I stared at my warrior, mouth agape momentarily, before my bottom lip slowly crept its way up my face until it covered the end of my nose like a hoodie; my eyeballs gradually filling with tears and becoming slightly macabre snow globes.

“Sorry!” said my warrior, sighing. “I’m sorry. Look, I’ve been stood here performing the idle animation for an hour now. My feet are killing me from all the walking and waiting, my arms ache from hanging on to this sword and shield while being forced to stretch and check my finger nails. And I’m carrying all these bags of builds around. It’s just tiring, you know? I’ve just got to that, tha… I mean, if I hear myself perform a yawn emote one more time I’m going to stab myself in the throat.”
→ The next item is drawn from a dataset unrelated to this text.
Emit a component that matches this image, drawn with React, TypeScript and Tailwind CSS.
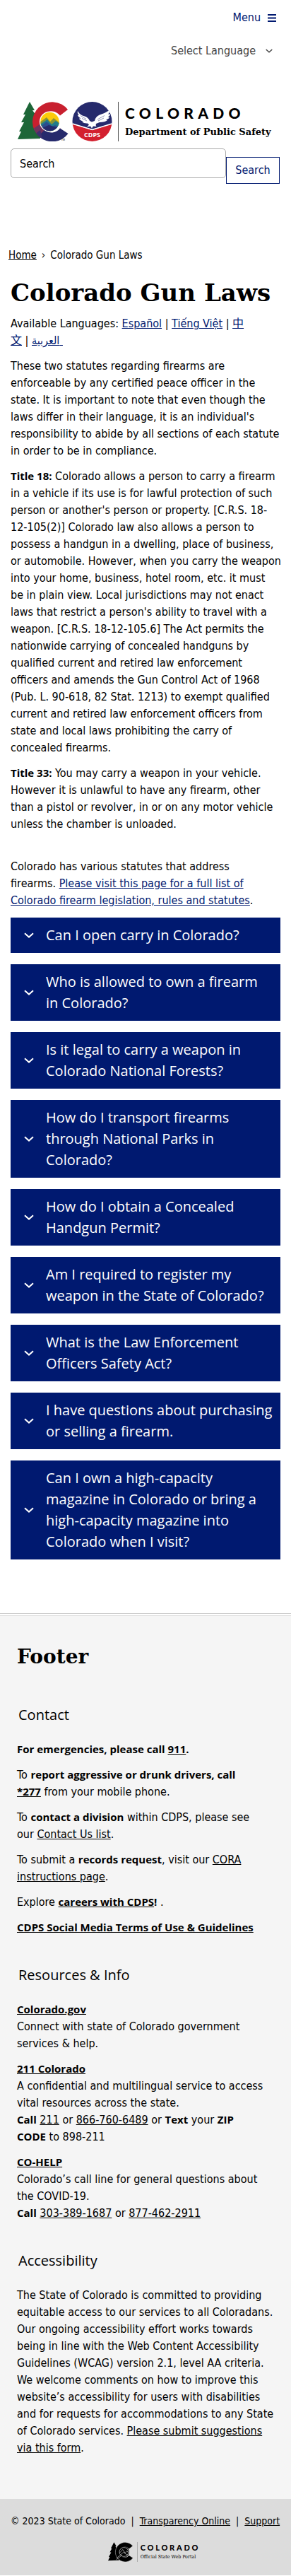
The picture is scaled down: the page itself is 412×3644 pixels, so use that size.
import type { ReactNode } from "react";

const questions = [
  "Can I open carry in Colorado?",
  "Who is allowed to own a firearm in\u00a0Colorado?",
  "Is it legal to carry a weapon in Colorado National Forests?",
  "How do I transport firearms through National Parks in Colorado?",
  "How do I obtain a Concealed Handgun Permit?",
  "Am I required to register my weapon in the State of Colorado?",
  "What is the Law Enforcement Officers Safety Act?",
  "I have questions about purchasing or selling a firearm.",
  "Can I own a high-capacity magazine in Colorado or bring a high-capacity magazine into Colorado when I visit?",
];

function Chevron({ className }: { className: string }) {
  return (
    <svg viewBox="0 0 14 8" className={className} fill="none" stroke="currentColor" aria-hidden="true">
      <path d="M1 1.2 7 6.6 13 1.2" strokeWidth="2" />
    </svg>
  );
}

function Strong({ children }: { children: ReactNode }) {
  return <b className="font-['Open_Sans',sans-serif] text-[15px] leading-none font-bold">{children}</b>;
}

function Link({ children, navy }: { children: ReactNode; navy?: boolean }) {
  return (
    <a href="#" className={`underline ${navy ? "text-[#001970]" : "text-black"}`}>
      {children}
    </a>
  );
}

const treePath = "M17 0 24 12 21 12 28 22 25 22 32 34 32 52 0 53 5 42 2 42 9 29 5 29 11 18 8 18Z";
const letterC = "M71 11A28 28 0 1 0 71.5 45L60 37.5A15 15 0 1 1 60 19.5Z";
const eaglePath =
  "M85 13Q88 19 95 20.5 100 22 102 27L105 28.5 109 27Q110 21 116 18.5 124 16 129 12.5 131 15 128 17.5L131 17.5Q131 20 127.5 21.5L130 22Q129 24.5 125 25L127 26Q124 29 116 29L111 31Q110 34 112 35L107 34.5 105 37.5 103 34.5 98 35.5 101 32.5 99 30.5Q94 31 91 28L93 27.5Q88 26.5 87 23.5L89.5 23.5Q85 21 85 18.5L87 18.5Q84 16 85 13Z";

function LogoMark() {
  return (
    <svg viewBox="0 0 134 56" className="h-14 w-[134px] shrink-0" role="img" aria-label="State of Colorado and CDPS emblems">
      <defs>
        <clipPath id="letter">
          <path d={letterC} />
        </clipPath>
        <clipPath id="sun">
          <circle cx="45.5" cy="28" r="13.2" />
        </clipPath>
        <clipPath id="seal">
          <circle cx="105.5" cy="28" r="28" />
        </clipPath>
      </defs>
      <path d={treePath} fill="#1d6638" />
      <g clipPath="url(#letter)">
        <path d="M0 0H76V34L54 40 34 33 19 44 0 46Z" fill="#c8202f" />
        <path d="M76 60H24V49L38 34 56 38 76 31Z" fill="#262a6c" />
        <path d="M16 42 34 30 40 38 26 52Z" fill="#70325f" />
        <path d="M24 46 32 40 36 56H26Z" fill="#3d3070" />
      </g>
      <circle cx="45.5" cy="28" r="14.6" fill="#fff" />
      <g clipPath="url(#sun)">
        <path d="M30 12H62V44H30Z" fill="#fccb0a" />
        <path d="M30 30 41 22 46 28 51 23 62 32V44H30Z" fill="#8a9434" />
        <path d="M30 33 42 25 48 32 54 27 62 33V44H30Z" fill="#217b8c" />
        <path d="M30 37 41 28 49 35 53 33 62 37V44H30Z" fill="#2b4d8e" />
        <path d="M30 39 44 33 62 38V44H30Z" fill="#262a6c" />
      </g>
      <text x="61" y="55" fontSize="4" fontFamily="Roboto, sans-serif" fill="#333">
        TM
      </text>
      <g clipPath="url(#seal)">
        <path d="M77 0H134V31L105.5 39 77 31Z" fill="#262a6c" />
        <path d="M77 31 105.5 40 134 31V56H77Z" fill="#d3202f" />
        <path d="M76 30.5 105.5 39.5 135 30.5" fill="none" stroke="#fff" strokeWidth="1.6" />
      </g>
      <path d={eaglePath} fill="#fff" />
      <path d="M89 19.5 97 24.5M91 23.5 98 27M123 19.5 113 25M122 23 114 27" stroke="#262a6c" strokeWidth=".5" fill="none" />
      <text x="105.5" y="50" textAnchor="middle" fontSize="9" fontWeight="700" fontFamily="Open Sans, sans-serif" fill="#fff">
        CDPS
      </text>
    </svg>
  );
}

function PortalMark() {
  return (
    <svg viewBox="0 0 73 56" className="h-7 w-9 shrink-0" aria-hidden="true">
      <path d={treePath} fill="#000" />
      <path d={letterC} fill="#000" stroke="#ddd" strokeWidth="1" />
      <circle cx="45.5" cy="28" r="15.5" fill="#000" />
      <circle cx="45.5" cy="28" r="13" fill="none" stroke="#ccc" strokeWidth="1.5" />
      <path d="M33 31 42 21 49 31 54 25 59 31M24 46 44 29 56 37M24 50 40 37" fill="none" stroke="#ccc" strokeWidth="1.5" />
    </svg>
  );
}

function FooterSection({ title, children }: { title: string; children: ReactNode }) {
  return (
    <section className="pb-10">
      <h3 className="mb-[22px] px-[2px] font-['Open_Sans',sans-serif] text-xl leading-[30px]">{title}</h3>
      <div className="flex flex-col gap-3">{children}</div>
    </section>
  );
}

export default function App() {
  return (
    <div className="bg-white font-['DejaVu_Sans_Condensed','Noto_Sans_CJK_SC',sans-serif] text-base leading-6 text-black">
      <header className="px-[15px]">
        <div className="flex justify-end pt-[13px] pr-[6px]">
          <button type="button" className="flex items-center gap-[10px] text-[#001970]">
            Menu
            <svg viewBox="0 0 12 12" className="size-3" fill="currentColor" aria-hidden="true">
              <path d="M0 1h12v2H0zM0 5.5h12v2H0zM0 10h12v2H0z" />
            </svg>
          </button>
        </div>
        <div className="flex justify-end pt-[23px] pr-[11px]">
          <div className="relative flex items-center text-[#444]">
            <select aria-label="Select Language" className="appearance-none bg-transparent pr-[23px]">
              <option>Select Language</option>
            </select>
            <Chevron className="pointer-events-none absolute right-0 h-[6px] w-[10px]" />
          </div>
        </div>
        <a href="#" className="mt-[60px] flex items-center pl-[10px] text-black">
          <LogoMark />
          <span className="ml-[8px] h-14 w-px shrink-0 bg-[#555]" />
          <span className="ml-[9px] flex flex-col gap-[5px] whitespace-nowrap">
            <span className="font-[Lato,sans-serif] text-[21px] leading-6 font-black tracking-[0.3em]">COLORADO</span>
            <span className="font-['DejaVu_Serif',serif] text-[13px] leading-5 font-bold">Department of Public Safety</span>
          </span>
        </a>
        <form className="mt-[10px] flex items-start pr-px" onSubmit={(e) => e.preventDefault()}>
          <input
            type="text"
            aria-label="Search"
            placeholder="Search"
            className="h-[42px] min-w-0 flex-1 rounded-[5px] border border-[#aaa] px-3 placeholder:text-black"
          />
          <button type="submit" className="mt-3 h-[38px] w-[76px] border border-[#001970] text-[#001970]">
            Search
          </button>
        </form>
      </header>

      <main className="px-[15px] pt-[89px]">
        <nav aria-label="Breadcrumb" className="-ml-[3px] flex gap-[7px] text-[15px]">
          <Link>Home</Link>
          <span>›</span>
          <span>Colorado Gun Laws</span>
        </nav>
        <h1 className="mt-[16px] font-['DejaVu_Serif',serif] text-[34px] leading-[50px] font-bold whitespace-nowrap">
          Colorado Gun Laws
        </h1>
        <div className="-mr-2 mt-[7px] flex flex-col gap-3">
          <p>
            Available Languages: <Link navy>Español</Link> | <Link navy>Tiếng Việt</Link> |{" "}
            <Link navy>
              中<br />文
            </Link>{" "}
            | <Link navy>{"العربية\u00a0"}</Link>
          </p>
          <p>
            These two statutes regarding firearms are
            <br />
            enforceable by any certified peace officer in the
            <br />
            state. It is important to note that even though the
            <br />
            laws differ in their language, it is an individual's
            <br />
            responsibility to abide by all sections of each statute
            <br />
            in order to be in compliance.
          </p>
          <p>
            <Strong>Title 18:</Strong> Colorado allows a person to carry a firearm
            <br />
            in a vehicle if its use is for lawful protection of such
            <br />
            person or another's person or property. [C.R.S. 18-
            <br />
            12-105(2)] Colorado law also allows a person to
            <br />
            possess a handgun in a dwelling, place of business,
            <br />
            or automobile. However, when you carry the weapon
            <br />
            into your home, business, hotel room, etc. it must
            <br />
            be in plain view. Local jurisdictions may not enact
            <br />
            laws that restrict a person's ability to travel with a
            <br />
            weapon. [C.R.S. 18-12-105.6] The Act permits the
            <br />
            nationwide carrying of concealed handguns by
            <br />
            qualified current and retired law enforcement
            <br />
            officers and amends the Gun Control Act of 1968
            <br />
            (Pub. L. 90-618, 82 Stat. 1213) to exempt qualified
            <br />
            current and retired law enforcement officers from
            <br />
            state and local laws prohibiting the carry of
            <br />
            concealed firearms.
          </p>
          <p>
            <Strong>Title 33:</Strong> You may carry a weapon in your vehicle.
            <br />
            However it is unlawful to have any firearm, other
            <br />
            than a pistol or revolver, in or on any motor vehicle
            <br />
            unless the chamber is unloaded.
          </p>
          <p className="mt-6">
            Colorado has various statutes that address
            <br />
            firearms.{" "}
            <Link navy>
              Please visit this page for a full list of
              <br />
              Colorado firearm legislation, rules and statutes
            </Link>
            .
          </p>
        </div>
        <div className="mt-3 flex flex-col gap-4">
          {questions.map((q) => (
            <button
              key={q}
              type="button"
              aria-expanded="false"
              className="flex w-full items-center gap-[17px] bg-[#001970] py-[10px] pr-1 pl-[19px] text-left font-['Open_Sans',sans-serif] text-xl leading-[30px] text-white"
            >
              <Chevron className="h-2 w-[14px] shrink-0" />
              <span>{q}</span>
            </button>
          ))}
        </div>
      </main>

      <footer className="mt-[76px] border-t border-[#ccc]">
        <div className="mt-[2px] border-t border-[#ddd] bg-[#f5f5f5] px-6 pt-[38px] pb-5">
          <h2 className="mb-[47px] font-['DejaVu_Serif',serif] text-[28px] leading-10 font-bold">Footer</h2>
          <FooterSection title="Contact">
            <p>
              <Strong>
                For emergencies, please call <Link>911</Link>.
              </Strong>
            </p>
            <p>
              To{" "}
              <Strong>
                report aggressive or drunk drivers, call
                <br />
                <Link>*277</Link>
              </Strong>{" "}
              from your mobile phone.
            </p>
            <p>
              To <Strong>contact a division</Strong> within CDPS, please see
              <br />
              our <Link>Contact Us list</Link>.
            </p>
            <p>
              To submit a <Strong>records request</Strong>, visit our <Link>CORA instructions page</Link>.
            </p>
            <p>
              Explore{" "}
              <Strong>
                <Link>careers with CDPS</Link>!
              </Strong>{" "}
              .
            </p>
            <p>
              <Strong>
                <Link>CDPS Social Media Terms of Use &amp; Guidelines</Link>
              </Strong>
            </p>
          </FooterSection>
          <FooterSection title="Resources &amp; Info">
            <p>
              <Strong>
                <Link>Colorado.gov</Link>
              </Strong>
              <br />
              Connect with state of Colorado government services &amp; help.
            </p>
            <p>
              <Strong>
                <Link>211 Colorado</Link>
              </Strong>
              <br />
              A confidential and multilingual service to access vital resources across the state.
              <br />
              <Strong>Call</Strong> <Link>211</Link> or <Link>866-760-6489</Link> or <Strong>Text</Strong> your{" "}
              <Strong>
                ZIP
                <br />
                CODE
              </Strong>{" "}
              to 898-211
            </p>
            <p>
              <Strong>
                <Link>CO-HELP</Link>
              </Strong>
              <br />
              Colorado’s call line for general questions about the COVID-19.
              <br />
              <Strong>Call</Strong> <Link>303-389-1687</Link> or <Link>877-462-2911</Link>
            </p>
          </FooterSection>
          <FooterSection title="Accessibility">
            <p>
              The State of Colorado is committed to providing equitable access to our services to all Coloradans. Our
              ongoing accessibility effort works towards being in line with the Web Content Accessibility Guidelines
              (WCAG) version 2.1, level AA criteria. We welcome comments on how to improve this website’s accessibility
              for users with disabilities and for requests for accommodations to any State of Colorado services.{" "}
              <Link>Please submit suggestions via this form</Link>.
            </p>
          </FooterSection>
        </div>
        <div className="bg-[#dcdcdc] px-[15px] pt-[19px] pb-[19px]">
          <div className="flex gap-2 text-sm leading-6 whitespace-nowrap">
            <span>© 2023 State of Colorado</span>
            <span>|</span>
            <Link>Transparency Online</Link>
            <span>|</span>
            <Link>Support</Link>
          </div>
          <a href="#" className="mt-[18px] flex items-center justify-center pl-6 text-black">
            <PortalMark />
            <span className="ml-[5px] h-7 w-px bg-[#aaa]" />
            <span className="ml-1 flex flex-col whitespace-nowrap">
              <span className="font-[Lato,sans-serif] text-[11px] leading-[14px] font-black tracking-[0.25em]">COLORADO</span>
              <span className="font-['DejaVu_Serif_Condensed','DejaVu_Serif',serif] text-[7px] leading-3">
                Official State Web Portal
              </span>
            </span>
          </a>
        </div>
      </footer>
    </div>
  );
}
But I’m not listening any more. I’ve put the current build back, in my quiet seething fury, and walked away from the Soul Tree. “It’s fine” I say in a tone which says that it really isn’t, and I pick up the original build I was using at the beginning of the day. “I think I like this one after all” I declare, and my warrior stares at me in disbelief; I stare back, daring them to say something, anything, with regard to the matter.

“Fine.” the weary warrior says.

“Fine.” I say, putting the original build back on.

“I still love you, you know.” my warrior says.

“I know.”

Later that evening, sat on the end of a bed in disarray from the upheaval of frantic passions, I brush flat and start to pull-on my build which had been eagerly cast to the floor earlier.

“I needed that.” I say, as much to the room as anything; perhaps trying to convince myself.

“Feel better?” comes the reply from the other end of the bed.

I turn towards the voice, “I shouldn’t, but I do.”

My cleric alt stretches languorously and smiles at me, “That’s a lovely build, by the way.”